> Task goal
Transcribe the whole listing below without changing a word, but leave out every image.
== == ==
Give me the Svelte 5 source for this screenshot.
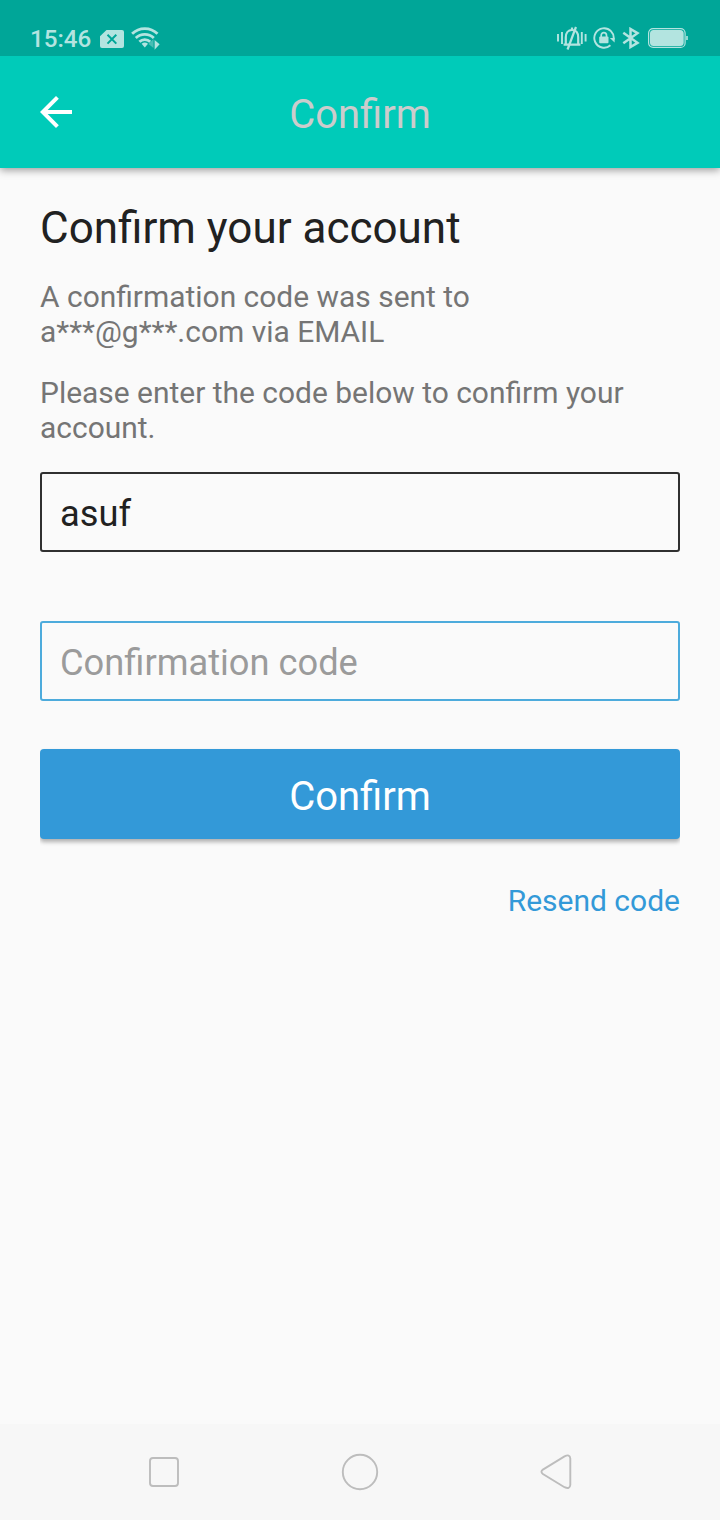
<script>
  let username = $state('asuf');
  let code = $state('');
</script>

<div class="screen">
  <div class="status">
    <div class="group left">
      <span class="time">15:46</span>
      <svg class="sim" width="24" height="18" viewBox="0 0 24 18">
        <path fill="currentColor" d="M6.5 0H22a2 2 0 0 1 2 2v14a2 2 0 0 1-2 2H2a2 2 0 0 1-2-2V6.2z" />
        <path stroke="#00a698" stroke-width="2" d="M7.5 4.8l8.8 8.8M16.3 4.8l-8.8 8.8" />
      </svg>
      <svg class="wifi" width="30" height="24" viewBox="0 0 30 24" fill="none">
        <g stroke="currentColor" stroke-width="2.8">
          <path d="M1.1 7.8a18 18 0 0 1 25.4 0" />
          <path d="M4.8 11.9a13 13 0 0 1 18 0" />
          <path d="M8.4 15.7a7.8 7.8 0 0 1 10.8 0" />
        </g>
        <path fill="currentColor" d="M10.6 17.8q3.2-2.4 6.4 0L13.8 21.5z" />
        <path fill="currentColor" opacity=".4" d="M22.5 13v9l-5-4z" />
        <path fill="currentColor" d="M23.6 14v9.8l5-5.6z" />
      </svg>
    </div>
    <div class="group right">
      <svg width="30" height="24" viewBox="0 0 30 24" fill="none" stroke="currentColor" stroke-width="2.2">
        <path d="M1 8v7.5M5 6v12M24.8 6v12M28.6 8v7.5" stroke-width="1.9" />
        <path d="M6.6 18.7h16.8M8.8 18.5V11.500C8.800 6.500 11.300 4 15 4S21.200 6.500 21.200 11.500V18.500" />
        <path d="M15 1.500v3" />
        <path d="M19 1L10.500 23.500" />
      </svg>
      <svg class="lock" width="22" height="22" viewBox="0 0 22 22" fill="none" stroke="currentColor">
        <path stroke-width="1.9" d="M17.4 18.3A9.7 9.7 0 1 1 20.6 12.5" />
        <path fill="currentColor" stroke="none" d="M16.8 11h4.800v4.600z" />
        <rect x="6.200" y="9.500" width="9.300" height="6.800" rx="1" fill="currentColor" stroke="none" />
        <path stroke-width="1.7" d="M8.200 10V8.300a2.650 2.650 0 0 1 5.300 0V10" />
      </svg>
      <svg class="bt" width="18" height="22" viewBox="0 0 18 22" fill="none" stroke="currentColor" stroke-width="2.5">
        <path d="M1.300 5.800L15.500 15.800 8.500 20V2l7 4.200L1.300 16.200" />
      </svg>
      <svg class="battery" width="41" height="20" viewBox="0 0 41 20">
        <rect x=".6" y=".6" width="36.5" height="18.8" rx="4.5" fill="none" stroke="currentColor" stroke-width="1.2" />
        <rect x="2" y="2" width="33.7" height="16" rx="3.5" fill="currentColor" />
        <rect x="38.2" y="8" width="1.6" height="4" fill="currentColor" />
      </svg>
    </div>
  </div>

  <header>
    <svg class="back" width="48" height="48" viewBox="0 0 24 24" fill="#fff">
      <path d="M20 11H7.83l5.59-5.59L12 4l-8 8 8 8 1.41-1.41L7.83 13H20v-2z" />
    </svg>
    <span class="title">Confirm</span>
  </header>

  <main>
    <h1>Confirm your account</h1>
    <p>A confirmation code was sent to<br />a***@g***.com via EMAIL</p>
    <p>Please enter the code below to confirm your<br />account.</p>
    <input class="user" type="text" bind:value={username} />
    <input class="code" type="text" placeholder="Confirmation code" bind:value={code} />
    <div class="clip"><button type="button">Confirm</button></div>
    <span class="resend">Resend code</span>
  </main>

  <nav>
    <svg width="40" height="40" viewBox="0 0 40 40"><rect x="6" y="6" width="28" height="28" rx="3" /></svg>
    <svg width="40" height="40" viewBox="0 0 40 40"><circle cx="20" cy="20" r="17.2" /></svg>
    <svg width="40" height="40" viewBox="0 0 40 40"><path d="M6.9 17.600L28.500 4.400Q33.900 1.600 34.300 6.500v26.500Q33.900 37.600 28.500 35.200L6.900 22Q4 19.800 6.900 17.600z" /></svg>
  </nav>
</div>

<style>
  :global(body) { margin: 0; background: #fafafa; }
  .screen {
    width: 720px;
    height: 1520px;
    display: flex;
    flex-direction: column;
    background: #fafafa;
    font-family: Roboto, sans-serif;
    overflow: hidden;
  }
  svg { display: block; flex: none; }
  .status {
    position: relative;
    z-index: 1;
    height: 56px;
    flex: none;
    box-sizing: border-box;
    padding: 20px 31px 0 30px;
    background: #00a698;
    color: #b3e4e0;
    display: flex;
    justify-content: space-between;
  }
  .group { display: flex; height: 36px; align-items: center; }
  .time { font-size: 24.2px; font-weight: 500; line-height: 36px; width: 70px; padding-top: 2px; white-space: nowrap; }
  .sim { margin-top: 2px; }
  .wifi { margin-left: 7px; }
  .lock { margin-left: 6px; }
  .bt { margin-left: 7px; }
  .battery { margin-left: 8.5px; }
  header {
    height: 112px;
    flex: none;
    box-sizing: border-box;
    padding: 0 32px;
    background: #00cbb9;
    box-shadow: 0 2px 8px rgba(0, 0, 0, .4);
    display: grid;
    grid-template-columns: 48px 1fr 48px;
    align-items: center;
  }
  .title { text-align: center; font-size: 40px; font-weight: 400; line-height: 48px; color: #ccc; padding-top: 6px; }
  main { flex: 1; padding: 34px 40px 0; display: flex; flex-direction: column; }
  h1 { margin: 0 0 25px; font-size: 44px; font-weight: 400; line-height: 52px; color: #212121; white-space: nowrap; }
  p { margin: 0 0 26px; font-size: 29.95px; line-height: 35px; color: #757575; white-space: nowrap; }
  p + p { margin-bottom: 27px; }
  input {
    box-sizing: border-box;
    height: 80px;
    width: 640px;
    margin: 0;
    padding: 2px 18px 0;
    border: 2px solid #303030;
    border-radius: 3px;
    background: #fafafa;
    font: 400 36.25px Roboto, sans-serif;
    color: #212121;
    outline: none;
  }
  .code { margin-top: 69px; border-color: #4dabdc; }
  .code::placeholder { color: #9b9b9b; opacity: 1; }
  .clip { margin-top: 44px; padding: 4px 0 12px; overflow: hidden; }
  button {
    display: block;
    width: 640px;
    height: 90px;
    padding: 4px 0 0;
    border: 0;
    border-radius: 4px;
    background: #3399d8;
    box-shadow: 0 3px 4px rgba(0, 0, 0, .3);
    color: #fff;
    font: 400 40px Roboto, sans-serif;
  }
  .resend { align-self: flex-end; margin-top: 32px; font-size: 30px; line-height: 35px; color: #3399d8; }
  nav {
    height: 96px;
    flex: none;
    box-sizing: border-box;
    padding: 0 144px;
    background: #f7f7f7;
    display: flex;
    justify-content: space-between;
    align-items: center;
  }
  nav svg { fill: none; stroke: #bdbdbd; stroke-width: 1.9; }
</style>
== == ==
> In response
Give me the Svelte 5 source for this screenshot.
<script>
  let username = $state('asuf');
  let code = $state('');
</script>

<div class="screen">
  <div class="status">
    <div class="group left">
      <span class="time">15:46</span>
      <svg class="sim" width="24" height="18" viewBox="0 0 24 18">
        <path fill="currentColor" d="M6.5 0H22a2 2 0 0 1 2 2v14a2 2 0 0 1-2 2H2a2 2 0 0 1-2-2V6.2z" />
        <path stroke="#00a698" stroke-width="2" d="M7.5 4.8l8.8 8.8M16.3 4.8l-8.8 8.8" />
      </svg>
      <svg class="wifi" width="30" height="24" viewBox="0 0 30 24" fill="none">
        <g stroke="currentColor" stroke-width="2.8">
          <path d="M1.1 7.8a18 18 0 0 1 25.4 0" />
          <path d="M4.8 11.9a13 13 0 0 1 18 0" />
          <path d="M8.4 15.7a7.8 7.8 0 0 1 10.8 0" />
        </g>
        <path fill="currentColor" d="M10.6 17.8q3.2-2.4 6.4 0L13.8 21.5z" />
        <path fill="currentColor" opacity=".4" d="M22.5 13v9l-5-4z" />
        <path fill="currentColor" d="M23.6 14v9.8l5-5.6z" />
      </svg>
    </div>
    <div class="group right">
      <svg width="30" height="24" viewBox="0 0 30 24" fill="none" stroke="currentColor" stroke-width="2.2">
        <path d="M1 8v7.5M5 6v12M24.8 6v12M28.6 8v7.5" stroke-width="1.9" />
        <path d="M6.6 18.7h16.8M8.8 18.5V11.500C8.800 6.500 11.300 4 15 4S21.200 6.500 21.200 11.500V18.500" />
        <path d="M15 1.500v3" />
        <path d="M19 1L10.500 23.500" />
      </svg>
      <svg class="lock" width="22" height="22" viewBox="0 0 22 22" fill="none" stroke="currentColor">
        <path stroke-width="1.9" d="M17.4 18.3A9.7 9.7 0 1 1 20.6 12.5" />
        <path fill="currentColor" stroke="none" d="M16.8 11h4.800v4.600z" />
        <rect x="6.200" y="9.500" width="9.300" height="6.800" rx="1" fill="currentColor" stroke="none" />
        <path stroke-width="1.7" d="M8.200 10V8.300a2.650 2.650 0 0 1 5.300 0V10" />
      </svg>
      <svg class="bt" width="18" height="22" viewBox="0 0 18 22" fill="none" stroke="currentColor" stroke-width="2.5">
        <path d="M1.300 5.800L15.500 15.800 8.500 20V2l7 4.200L1.300 16.200" />
      </svg>
      <svg class="battery" width="41" height="20" viewBox="0 0 41 20">
        <rect x=".6" y=".6" width="36.5" height="18.8" rx="4.5" fill="none" stroke="currentColor" stroke-width="1.2" />
        <rect x="2" y="2" width="33.7" height="16" rx="3.5" fill="currentColor" />
        <rect x="38.2" y="8" width="1.6" height="4" fill="currentColor" />
      </svg>
    </div>
  </div>

  <header>
    <svg class="back" width="48" height="48" viewBox="0 0 24 24" fill="#fff">
      <path d="M20 11H7.83l5.59-5.59L12 4l-8 8 8 8 1.41-1.41L7.83 13H20v-2z" />
    </svg>
    <span class="title">Confirm</span>
  </header>

  <main>
    <h1>Confirm your account</h1>
    <p>A confirmation code was sent to<br />a***@g***.com via EMAIL</p>
    <p>Please enter the code below to confirm your<br />account.</p>
    <input class="user" type="text" bind:value={username} />
    <input class="code" type="text" placeholder="Confirmation code" bind:value={code} />
    <div class="clip"><button type="button">Confirm</button></div>
    <span class="resend">Resend code</span>
  </main>

  <nav>
    <svg width="40" height="40" viewBox="0 0 40 40"><rect x="6" y="6" width="28" height="28" rx="3" /></svg>
    <svg width="40" height="40" viewBox="0 0 40 40"><circle cx="20" cy="20" r="17.2" /></svg>
    <svg width="40" height="40" viewBox="0 0 40 40"><path d="M6.9 17.600L28.500 4.400Q33.900 1.600 34.300 6.500v26.500Q33.900 37.600 28.500 35.200L6.900 22Q4 19.800 6.900 17.600z" /></svg>
  </nav>
</div>

<style>
  :global(body) { margin: 0; background: #fafafa; }
  .screen {
    width: 720px;
    height: 1520px;
    display: flex;
    flex-direction: column;
    background: #fafafa;
    font-family: Roboto, sans-serif;
    overflow: hidden;
  }
  svg { display: block; flex: none; }
  .status {
    position: relative;
    z-index: 1;
    height: 56px;
    flex: none;
    box-sizing: border-box;
    padding: 20px 31px 0 30px;
    background: #00a698;
    color: #b3e4e0;
    display: flex;
    justify-content: space-between;
  }
  .group { display: flex; height: 36px; align-items: center; }
  .time { font-size: 24.2px; font-weight: 500; line-height: 36px; width: 70px; padding-top: 2px; white-space: nowrap; }
  .sim { margin-top: 2px; }
  .wifi { margin-left: 7px; }
  .lock { margin-left: 6px; }
  .bt { margin-left: 7px; }
  .battery { margin-left: 8.5px; }
  header {
    height: 112px;
    flex: none;
    box-sizing: border-box;
    padding: 0 32px;
    background: #00cbb9;
    box-shadow: 0 2px 8px rgba(0, 0, 0, .4);
    display: grid;
    grid-template-columns: 48px 1fr 48px;
    align-items: center;
  }
  .title { text-align: center; font-size: 40px; font-weight: 400; line-height: 48px; color: #ccc; padding-top: 6px; }
  main { flex: 1; padding: 34px 40px 0; display: flex; flex-direction: column; }
  h1 { margin: 0 0 25px; font-size: 44px; font-weight: 400; line-height: 52px; color: #212121; white-space: nowrap; }
  p { margin: 0 0 26px; font-size: 29.95px; line-height: 35px; color: #757575; white-space: nowrap; }
  p + p { margin-bottom: 27px; }
  input {
    box-sizing: border-box;
    height: 80px;
    width: 640px;
    margin: 0;
    padding: 2px 18px 0;
    border: 2px solid #303030;
    border-radius: 3px;
    background: #fafafa;
    font: 400 36.25px Roboto, sans-serif;
    color: #212121;
    outline: none;
  }
  .code { margin-top: 69px; border-color: #4dabdc; }
  .code::placeholder { color: #9b9b9b; opacity: 1; }
  .clip { margin-top: 44px; padding: 4px 0 12px; overflow: hidden; }
  button {
    display: block;
    width: 640px;
    height: 90px;
    padding: 4px 0 0;
    border: 0;
    border-radius: 4px;
    background: #3399d8;
    box-shadow: 0 3px 4px rgba(0, 0, 0, .3);
    color: #fff;
    font: 400 40px Roboto, sans-serif;
  }
  .resend { align-self: flex-end; margin-top: 32px; font-size: 30px; line-height: 35px; color: #3399d8; }
  nav {
    height: 96px;
    flex: none;
    box-sizing: border-box;
    padding: 0 144px;
    background: #f7f7f7;
    display: flex;
    justify-content: space-between;
    align-items: center;
  }
  nav svg { fill: none; stroke: #bdbdbd; stroke-width: 1.9; }
</style>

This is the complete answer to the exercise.